I guess that's a blog

I'm not sure where to begin. I have things to say . . . kind of. But just lots of disjointed little half thoughts. Then again, I guess that's a blog. And I guess I now have a beginning to this post.

So the other day I removed my "political views" thing from Facebook. I know it seems small, and its rather telling of how much Facebook has become a part of our lives, but it was big for me. Used to be, back in the day, that I really cared about current events/politics and being informed. From the days of being a way off the deep end crazy liberal high schooler, to going about as far across the board as I could in college.

I guess removing it started a few years ago. I was doing Summer Staff at Lake Champion and was working as the town runner. I think it was the third week, and I took another SS guy to the urgent care clinic in Milford, PA. I was sitting in the lobby waiting and I noticed the tv was on. I hadn't seen tv or the internet in about two weeks so I was passively curious. Its was CNN. And before even 5 minutes had passed I had to get up and walk outside to keep from bursting in to tears. Seeing . . . being so forceably confronted with how infected the world has become after being so close to Heaven just tore me apart. After I got back I avoided intentionally learning any news for months.

My last jont at LC had no such defining moment, but after going without that crap for a month, it was so easy and felt so good to not deal with it. And I would sometimes talk with Heather about doing it, and whether it was spiritually responsible or if I was just burying me head and being uninformed. But I never reached any solid ground. Then recently at Kairos Mike said something that got me thinking about this. He was talking about men he admired, and how they didn't engage in things most people did, but they spent lots of time in the word. And at some point I realized . . . I don't want to concern myself with politics. I want to concern myself with growing spiritually. I want to focus on knowing God and making sure I'm right by Him. I want to focus on my friends, and whatever ministry I'm involved in, and eventually my family. So I'm trying to pull myself out. I'm curious to see how I'll react towards the end of an election cycle. We shall see.

Speaking of Kairos, Tuesday was A-Mazing. Yeah, it had to be written like that. Mike was conspicuously absent, but it didn't matter, because it was a worship night. The band just kept playing. The worship leader did get up at one point (he wasn't playing) and spoke for a while, about worship. Which was essentially a mini-message, and a great one at that. But nothing typical. And I loved it. Just praising God. Just drawing near and feeling Him. So very good.

I noticed something last night though, afterward at PM. I was giving Nick some hassle about having bailed on hanging out with me and I realized I was being a jerk. And it wasn't the first time. On Sunday I was unintentionally rude to Brittany a few times, and very recently I said something very hurtful to a dear friend of mine. So I've apparently lost a good deal of my gentility.

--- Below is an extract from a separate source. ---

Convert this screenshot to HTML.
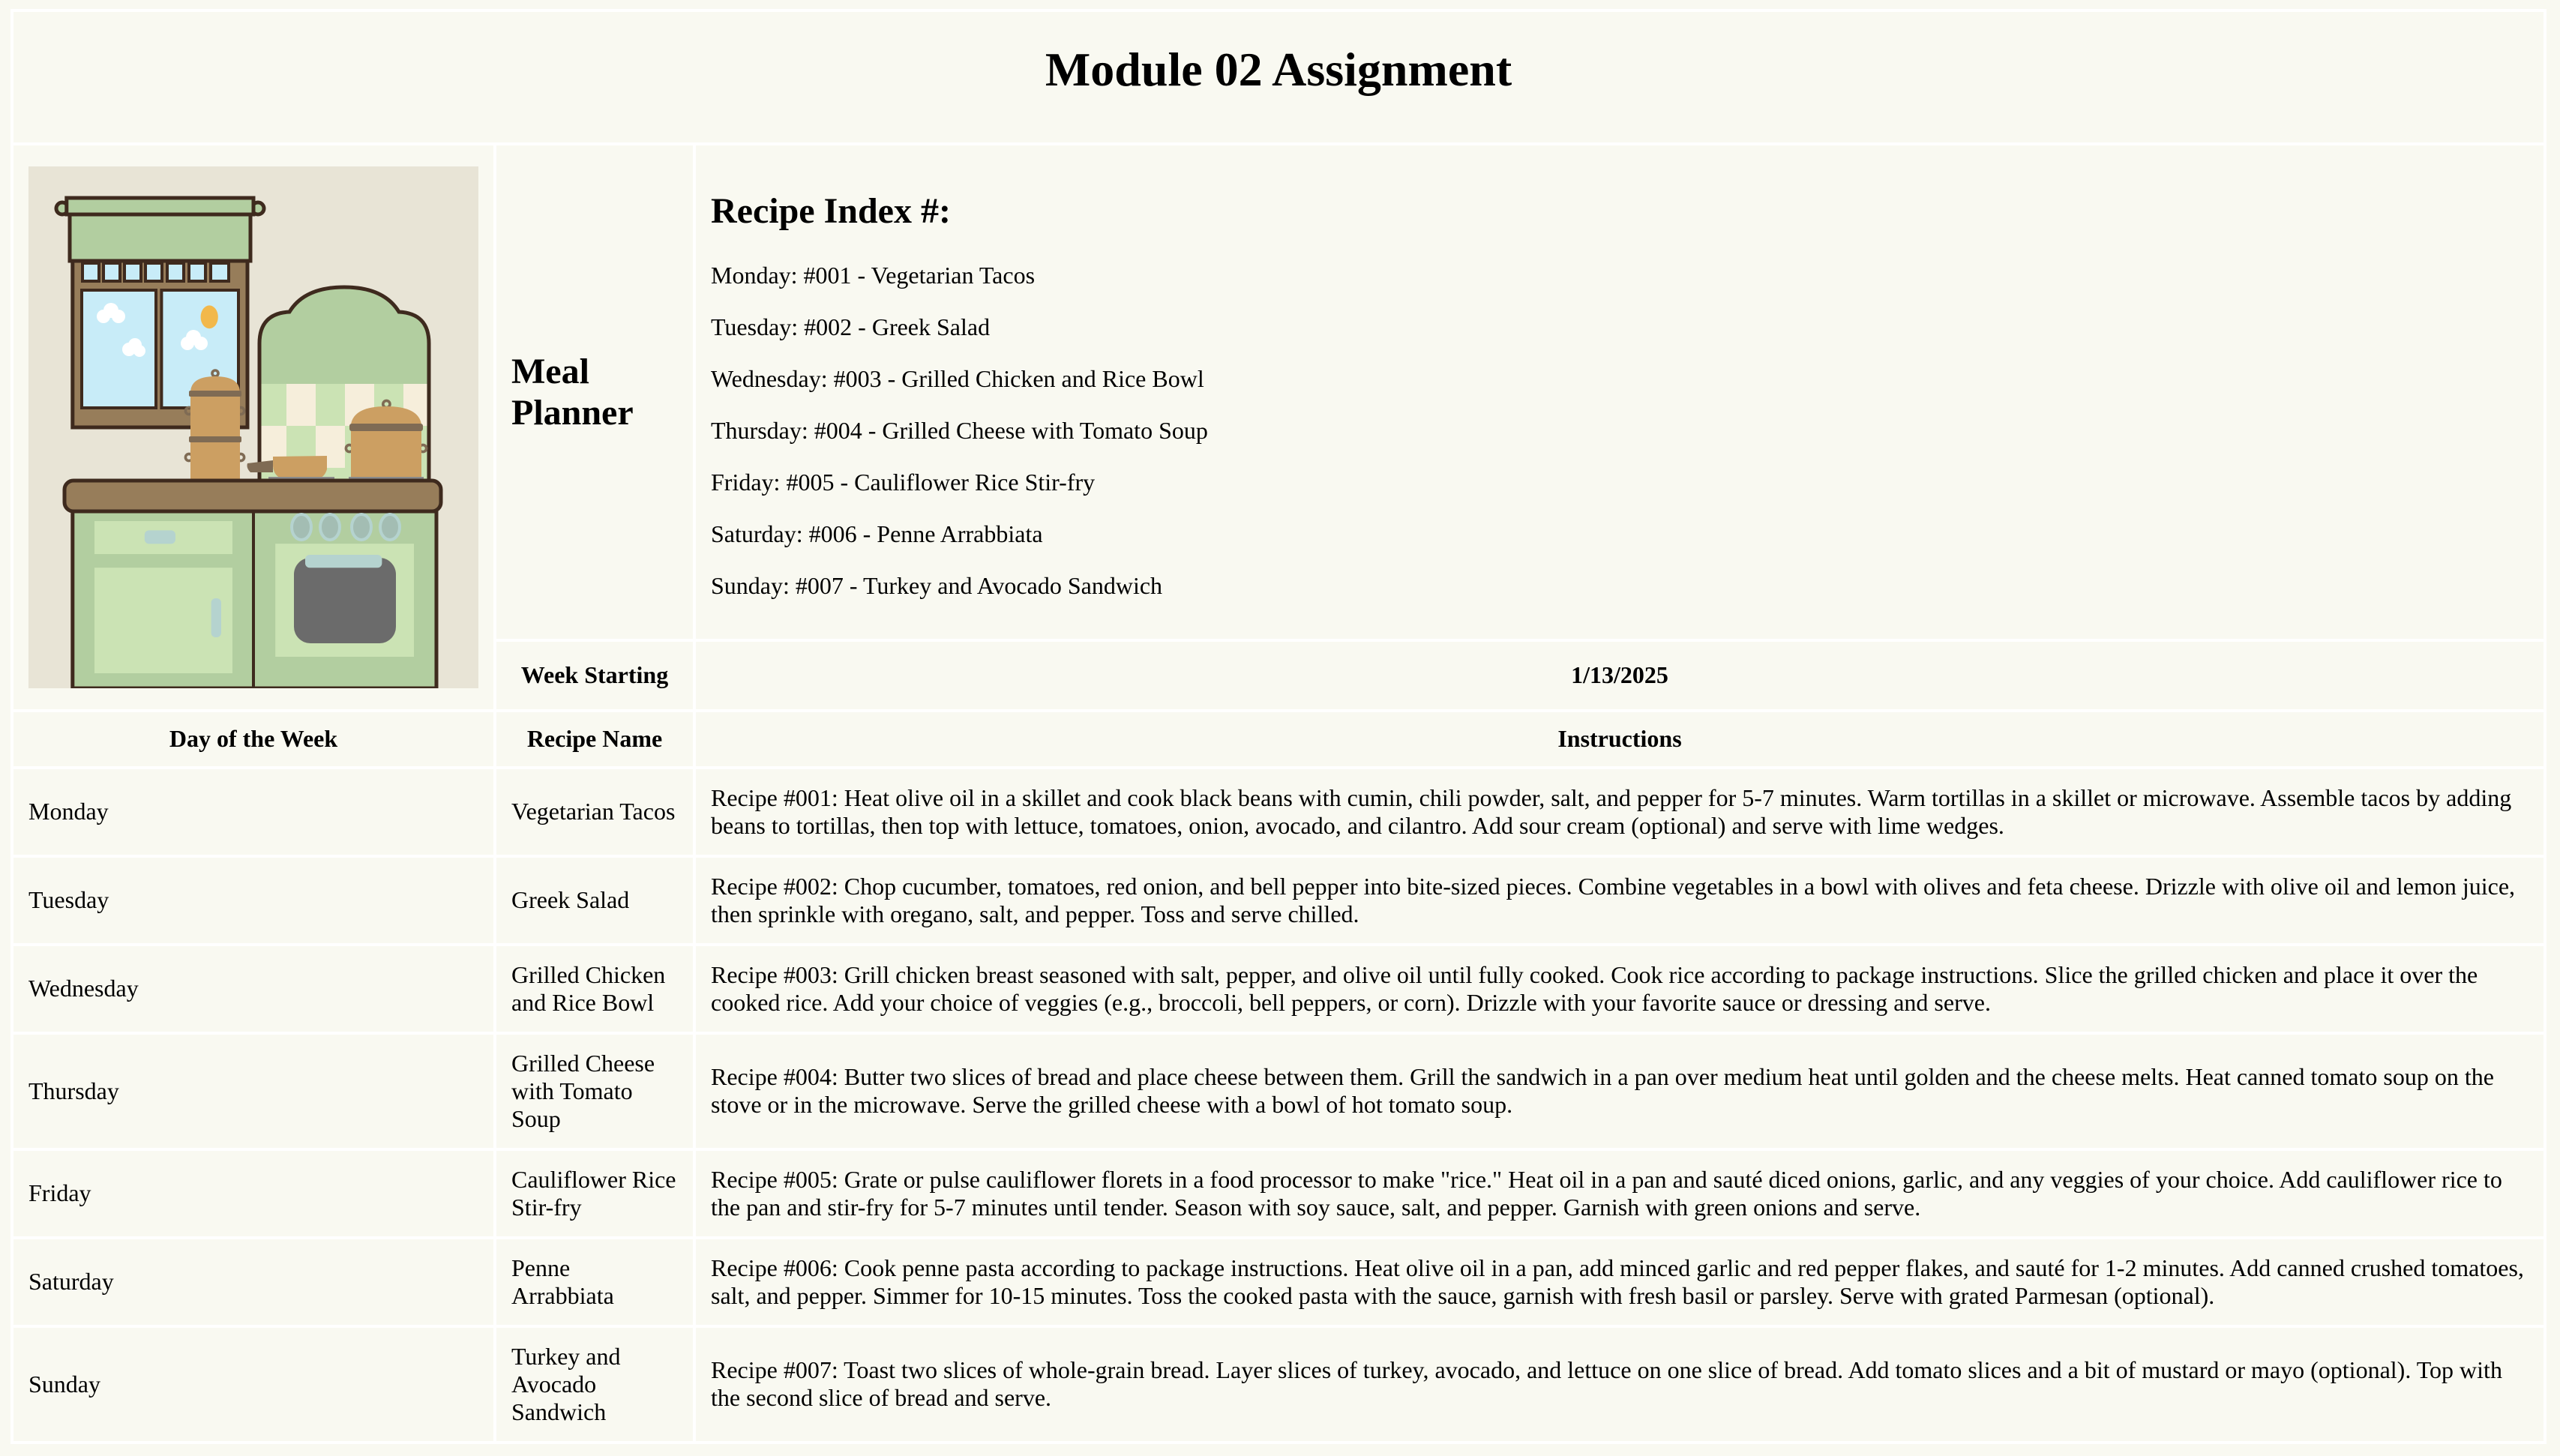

One of the things I've always loved about being tough, about being capable and strong, is that I was also very gentle and tender. But apparently that's gone out the window as of late. And looking back over the times in my life, I can readily say it has something to do with being in a relationship. Sucktastic.

So I think I've been doing something very wrong lately. I just don't feel right. I haven't had a private worship time in I don't know how long. I feel out of sorts. I can't even really explain it, but it was bad and it was pervasive. And so yesterday I was praying about it. I thought about Heather more yesterday than I have in the past month. All day, memories and pictures and all kinds of stupid crap.

I thought about how . . . about how delicate she is. And as a part of that how she really shouldn't be with me. And that's only by thinking about things I've seen as a part of my life. Going to funerals for teens you are sure didn't know Jesus. Seeing a step dad beat a little girl just because her father was black. Finding out a girl is dating an older guy who's trying to get her pregnant so she'll drop out of high school and marry him. And its not over . . . God has a long hard road ahead of me. And she wasn't made for this. Was anyone?

And there we go back and forth again. I want to be in a relationship with my wife. And yet I don't. I want to be completely aloof and oblivious to girls. Welcome to crazy town. Population: 1.

Still I can't really . . . I still think I know what God said . . . so long ago.

I think I was better off when things were harder. I could feel God so often, I was so reliant. Now I feel like I'm alone at the middle of the ocean. No thoughts are real, or even constant. There is no path, no destination. Just drifting.

So last night at Kairos the worship leader led us through a prayer time, with a theme structure (praise, thanksgiving, supplication). So as soon as he said thanksgiving my brain goes, "Thank you God having me meet Heather." I'm not even sure what to say here. Nothing seems to fit.

I haven't heard from God in about a week. I'd like to.

One thing from Kairos . . . between songs Anthony started talking. And he was talking about how he has been having to remind himself lately that his desires and his emotions do not set reality. God sets reality. What God says determines what is true. And nothing else.

I want to feel like I am doing something right.